First, I load the required libraries for this post. Then I set the seed and create the data needed to pass into Stan. $x$ is 30 random draws from a poisson with a rate parameter = 5, $N$ is the sample size for the poisson data, and $R$ is the number of correlations we are dealing with (recall we have the correlations among the random intercept and 2 random slopes).

Stan Model

Next I write the Stan model. The key part of this code is generated quantities block. This block creates 6 correlation matrices named Omega. The number after Omega describes the size of $\eta$ in the LKJ Distribution.

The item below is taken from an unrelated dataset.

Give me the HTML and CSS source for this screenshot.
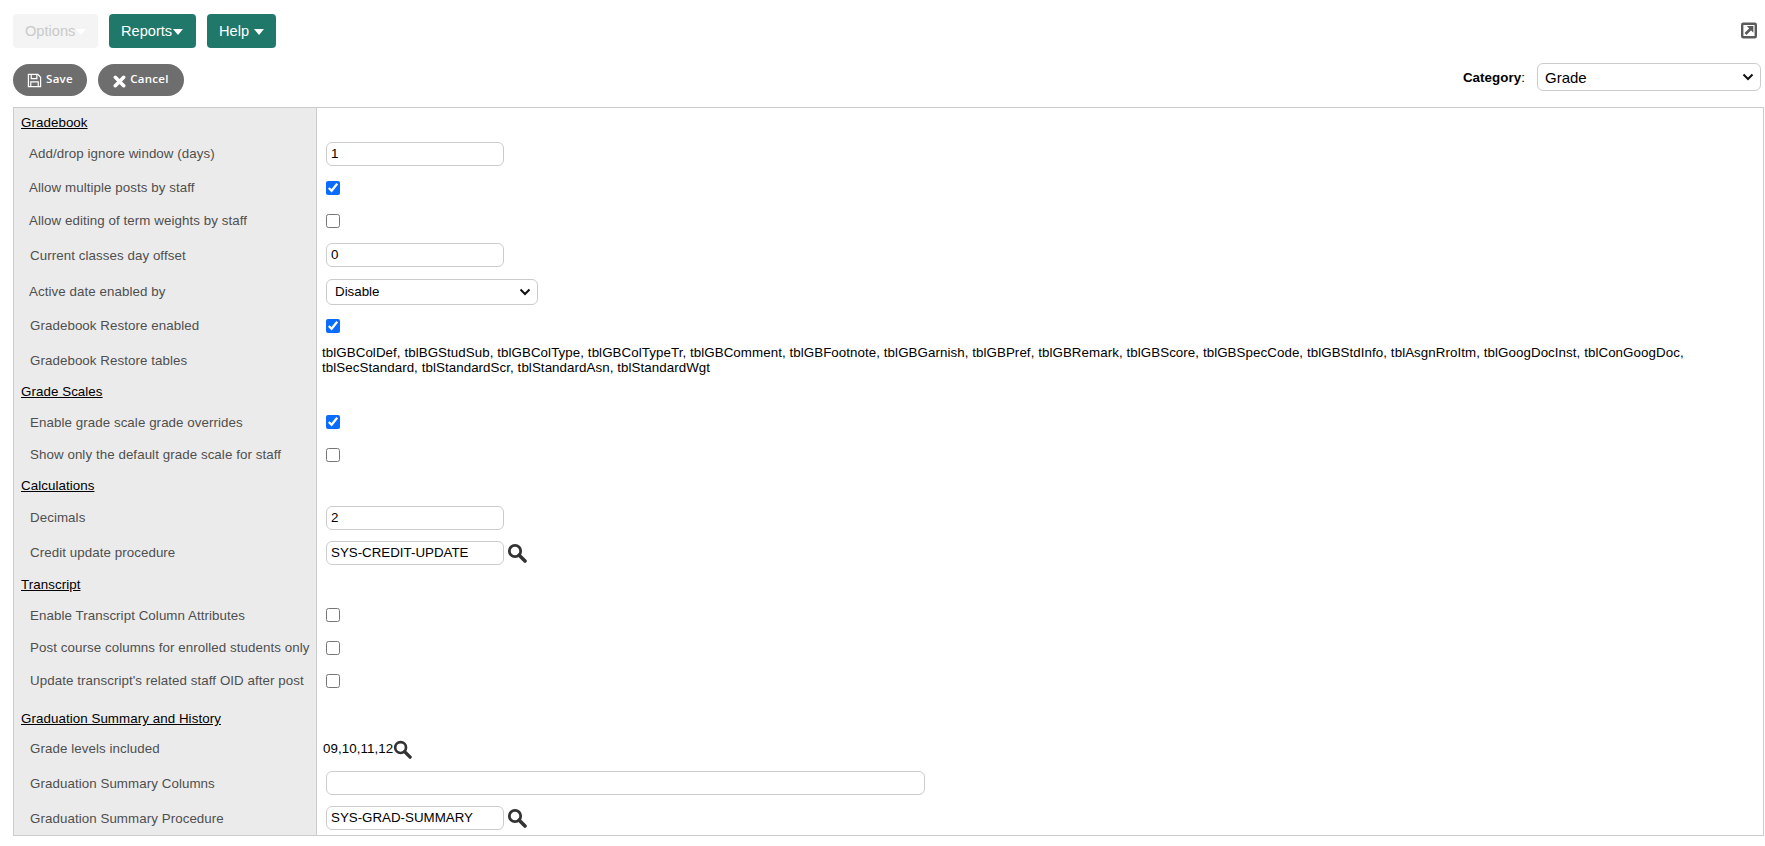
FILE: index.html
```html
<!DOCTYPE html>
<html lang="en">
<head>
<meta charset="utf-8">
<title>Preferences</title>
<link rel="stylesheet" href="styles.css">
</head>
<body>
<svg class="defs" width="0" height="0" aria-hidden="true">
  <symbol id="search" viewBox="0 0 20 20">
    <circle cx="8" cy="8" r="5.700" fill="none" stroke="#333" stroke-width="2.800"/>
    <path d="M12.200 12.200 18 18" stroke="#333" stroke-width="3.600" stroke-linecap="round"/>
  </symbol>
</svg>
<div class="menubar">
  <div class="menus">
    <button class="menu disabled">Options<span class="caret"></span></button>
    <button class="menu">Reports<span class="caret"></span></button>
    <button class="menu help">Help <span class="caret"></span></button>
  </div>
  <svg class="popout" viewBox="0 0 16 16" width="16" height="17">
    <rect x="1.200" y="1.200" width="13.600" height="13.600" rx="1" fill="none" stroke="#5a5a5a" stroke-width="2.400"/>
    <path d="M4.500 11.500 10 6" fill="none" stroke="#5a5a5a" stroke-width="2.600"/>
    <path d="M5.800 3.600h6.600V10.200z" fill="#5a5a5a"/>
  </svg>
</div>
<div class="actionbar">
  <div class="actions">
    <button class="pill save">
      <svg viewBox="0 0 16 16" width="15" height="15"><path d="M1.500 1.500h10l3 3v10h-13z" fill="none" stroke="#fff" stroke-width="1.300"/><path d="M4.500 2v4h6V2M4 14V9.500h8V14" fill="none" stroke="#fff" stroke-width="1.300"/></svg>
      <span>Save</span>
    </button>
    <button class="pill cancel">
      <svg class="x" viewBox="0 0 14 14" width="13" height="13"><path d="M2.500 2.500 11.500 11.500M11.500 2.500 2.500 11.500" stroke="#fff" stroke-width="3.800" stroke-linecap="round"/></svg>
      <span>Cancel</span>
    </button>
  </div>
  <div class="category">
    <label><b>Category</b>:</label>
    <select class="field cat-select"><option>Grade</option></select>
  </div>
</div>
<table class="prefs">
  <tbody>
    <tr class="h29"><th class="section"><u>Gradebook</u></th><td></td></tr>
    <tr class="h34"><th class="lbl nudge">Add/drop ignore window (days)</th><td><input class="field short" value="1"></td></tr>
    <tr class="h34"><th class="lbl nudge">Allow multiple posts by staff</th><td><input type="checkbox" class="chk" checked></td></tr>
    <tr class="h32"><th class="lbl nudge">Allow editing of term weights by staff</th><td><input type="checkbox" class="chk"></td></tr>
    <tr class="h36"><th class="lbl drop">Current classes day offset</th><td><input class="field short" value="0"></td></tr>
    <tr class="h38"><th class="lbl nudge">Active date enabled by</th><td><select class="field dis-select"><option>Disable</option></select></td></tr>
    <tr class="h30"><th class="lbl">Gradebook Restore enabled</th><td><input type="checkbox" class="chk" checked></td></tr>
    <tr class="h38"><th class="lbl drop">Gradebook Restore tables</th><td class="text">tblGBColDef, tblBGStudSub, tblGBColType, tblGBColTypeTr, tblGBComment, tblGBFootnote, tblGBGarnish, tblGBPref, tblGBRemark, tblGBScore, tblGBSpecCode, tblGBStdInfo, tblAsgnRroItm, tblGoogDocInst, tblConGoogDoc, tblSecStandard, tblStandardScr, tblStandardAsn, tblStandardWgt</td></tr>
    <tr class="h25"><th class="section"><u>Grade Scales</u></th><td></td></tr>
    <tr class="h36"><th class="lbl drop">Enable grade scale grade overrides</th><td><input type="checkbox" class="chk" checked></td></tr>
    <tr class="h30"><th class="lbl">Show only the default grade scale for staff</th><td><input type="checkbox" class="chk"></td></tr>
    <tr class="h31"><th class="section"><u>Calculations</u></th><td></td></tr>
    <tr class="h34"><th class="lbl">Decimals</th><td><input class="field short" value="2"></td></tr>
    <tr class="h36"><th class="lbl">Credit update procedure</th><td><div class="picker"><input class="field short" value="SYS-CREDIT-UPDATE"><svg class="mag"><use href="#search"/></svg></div></td></tr>
    <tr class="h26"><th class="section drop"><u>Transcript</u></th><td></td></tr>
    <tr class="h36"><th class="lbl drop">Enable Transcript Column Attributes</th><td><input type="checkbox" class="chk"></td></tr>
    <tr class="h30"><th class="lbl">Post course columns for enrolled students only</th><td><input type="checkbox" class="chk"></td></tr>
    <tr class="h36"><th class="lbl">Update transcript's related staff OID after post</th><td><input type="checkbox" class="chk"></td></tr>
    <tr class="h36"><th class="section drop2"><u>Graduation Summary and History</u></th><td></td></tr>
    <tr class="h30 lift"><th class="lbl">Grade levels included</th><td class="text levels"><div class="picker tight"><span>09,10,11,12</span><svg class="mag small"><use href="#search"/></svg></div></td></tr>
    <tr class="h36"><th class="lbl drop">Graduation Summary Columns</th><td><input class="field long"></td></tr>
    <tr class="h35"><th class="lbl drop">Graduation Summary Procedure</th><td><div class="picker"><input class="field short" value="SYS-GRAD-SUMMARY"><svg class="mag"><use href="#search"/></svg></div></td></tr>
  </tbody>
</table>
</body>
</html>
```
FILE: styles.css
```css
* { box-sizing: border-box; }
html, body { margin: 0; height: 100%; overflow: hidden; }
body { background: #fff; color: #000; font: 13.333px/15px "Liberation Sans", Arial, sans-serif; letter-spacing: .07px; }
.defs { position: absolute; }
button { font-family: inherit; border: 0; cursor: pointer; }

.menubar { display: flex; justify-content: space-between; align-items: flex-start; padding: 14px 8px 0 13px; }
.menus { display: flex; gap: 11px; }
.menu { width: 87px; height: 34px; padding: 0 0 1px 12px; background: #20786b; color: #fff; font-size: 14.600px; border-radius: 4px; display: flex; align-items: center; }
.menu.disabled { background: #f4f4f4; color: #c9c9c9; width: 85px; }
.menu.help { width: 69px; }
.caret { display: inline-block; width: 0; height: 0; margin: 3px 0 0 1px; border: 5px solid transparent; border-top: 6px solid #fff; border-bottom: 0; }
.help .caret { margin-left: 5px; }
.popout { margin-top: 8px; }

.actionbar { display: flex; justify-content: space-between; align-items: flex-start; height: 32px; margin-top: 16px; padding: 0 4px 0 13px; }
.actions { display: flex; gap: 11px; }
.pill { height: 32px; display: flex; align-items: center; justify-content: center; gap: 4px; border-radius: 16px; background: #6e6e6e; color: #fff; font: 600 11.500px "Open Sans", sans-serif; letter-spacing: .3px; }
.pill span { position: relative; top: -2px; }
.pill .x { margin-top: 2px; }
.save { width: 74px; }
.cancel { width: 86px; }
.category { display: flex; align-items: center; gap: 12px; margin-top: -1px; }
.field { height: 24px; border: 1px solid #ccc; border-radius: 6px; background: #fff; color: #000; font: 13.333px "Liberation Sans", Arial, sans-serif; padding: 0 4px; outline: 0; display: block; }
select.field { appearance: none; background: #fff url("data:image/svg+xml,%3Csvg xmlns='http://www.w3.org/2000/svg' width='12' height='8'%3E%3Cpath d='M1.500 1.500 6 6l4.500-4.500' fill='none' stroke='%23111' stroke-width='2'/%3E%3C/svg%3E") no-repeat right 6px center; }
.cat-select { width: 224px; height: 28px; padding-left: 7px; font-size: 15px; }
.dis-select { width: 212px; height: 26px; padding-left: 8px; }
.short { width: 178px; }
.long { width: 599px; }

.prefs { width: 1751px; height: 729px; margin: 11px 0 0 13px; border-collapse: collapse; border: 1px solid #ccc; table-layout: fixed; }
.prefs th { width: 303px; padding: 0 0 0 7px; background: #ebebeb; border-right: 1px solid #ccc; text-align: left; font-weight: normal; white-space: nowrap; }
.prefs td { padding: 0 0 0 9px; vertical-align: middle; }
.prefs th.lbl { padding-left: 16px; color: #4f4f4f; }
.prefs th.nudge { padding-left: 15px; }
.prefs th.drop { padding-top: 2px; }
.prefs th.drop2 { padding-top: 4px; }
.prefs td.text { padding-left: 5px; padding-right: 50px; }
.prefs td.levels { padding-left: 6px; }
.lift th.lbl, .lift td.levels { padding-bottom: 3px; }
.h25 { height: 25px; } .h26 { height: 26px; } .h29 { height: 29px; } .h30 { height: 30px; } .h31 { height: 31px; }
.h32 { height: 32px; } .h34 { height: 34px; } .h35 { height: 35px; } .h36 { height: 36px; } .h38 { height: 38px; }
.chk { display: block; width: 14px; height: 14px; margin: 0; accent-color: #0a6cff; }
.picker { display: flex; align-items: center; gap: 3px; }
.picker.tight { gap: 0; }
.mag { width: 20px; height: 20px; }
.mag.small { width: 19px; height: 19px; margin-top: 3px; }
```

This block also takes random draws from the LKJ Distribution with $\eta$ values equal to .9, 1, 2, 5, 10, or 50. We can then use these random draws to visualize the shape of the priors for a given correlation.

sim_stan <- "
data {
  int<lower=0> N; // number of observations
  int<lower=0> x[N]; // outcome variable
  int R;
  }
parameters {
  real lambda;
}
model {
  x ~ poisson_log(lambda);  
}
generated quantities {
  corr_matrix[R] Omega0;
  corr_matrix[R] Omega1;
  corr_matrix[R] Omega2;
  corr_matrix[R] Omega5;
  corr_matrix[R] Omega10;
  corr_matrix[R] Omega50;
  Omega0 <- lkj_corr_rng(R,.9);
  Omega1 <- lkj_corr_rng(R,1);
  Omega2 <- lkj_corr_rng(R,2);
  Omega5 <- lkj_corr_rng(R,5);
  Omega10 <- lkj_corr_rng(R,10);
  Omega50 <- lkj_corr_rng(R,50);
}
"

Using rstan to fit the model

Next, I fit the model in R through the rstan package.

sim_parms <- c('Omega0', 'Omega1', 'Omega2',
			   'Omega5','Omega10', 'Omega50')
fit_sim <- stan(model_code = sim_stan, pars = sim_parms,
                data = sim_data, chains = 1, iter = 10000)

Processing the MCMC draws and getting them prepped for ggplot

Finally, I process the data and transform it so that I can plot the density in ggplot2.

res_sim <- as.data.frame(fit_sim)
names(res_sim) <- sub("\\[", "_", names(res_sim))
names(res_sim) <- sub("\\,", "_", names(res_sim))
names(res_sim) <- sub("\\]", "", names(res_sim))

smalldata <- res_sim[, c("Omega50_3_1", "Omega10_3_1", "Omega5_3_1",
                         "Omega2_3_1", "Omega1_3_1", "Omega0_3_1")]

smalldata$draw <- seq(1:length(smalldata$Omega50_3_1))

plotdata <- melt(smalldata, id = c("draw"))

plotdata$eta <- factor(plotdata$variable, 
		levels = levels(plotdata$variable), 
		label = c("eta = 50", "eta = 10", 
			  "eta = 5", "eta = 2", 
			  "eta = 1", "eta = .9"))
my.labs <- list(bquote(eta == 50), bquote(eta == 10),
		bquote(eta == 5), bquote(eta == 2),
		bquote(eta == 1), bquote(eta == .9))

Creating the Plot

Here’s the code for the plot.

p <- ggplot(plotdata, aes(x = value, colour = eta))
p + geom_density() +
  scale_colour_manual(values=1:6, breaks = levels(plotdata$eta),
                      labels = my.labs, name = "Shape") +
  xlab("Correlation Value") +
  ylab("Density") +
  ggtitle("Visualization of a correlation from the 
  		   lkj_corr density in Stan \n for various 
		   values of the shape parameter") + 
  theme_bw()

Visualizing the Density

The moment you’ve been waiting for – a plot of the density.

These plots are consistent with what the Stan manual says:

The shape parameter $\eta$ can be interpreted like the shape parameter of a symmetric beta distribution.

• if $\eta$ = 1, then the density is uniform over all correlation matrices of a given order;

• if $\eta$ > 1, the identity matrix is the modal correlation matrix, with sharper peaks in the density around the identity matrix for larger $\eta$; and

• if 0 < $\eta$ < 1, the density has a trough at the identity matrix.

I find this helps me make better decisions about the value of $\eta$.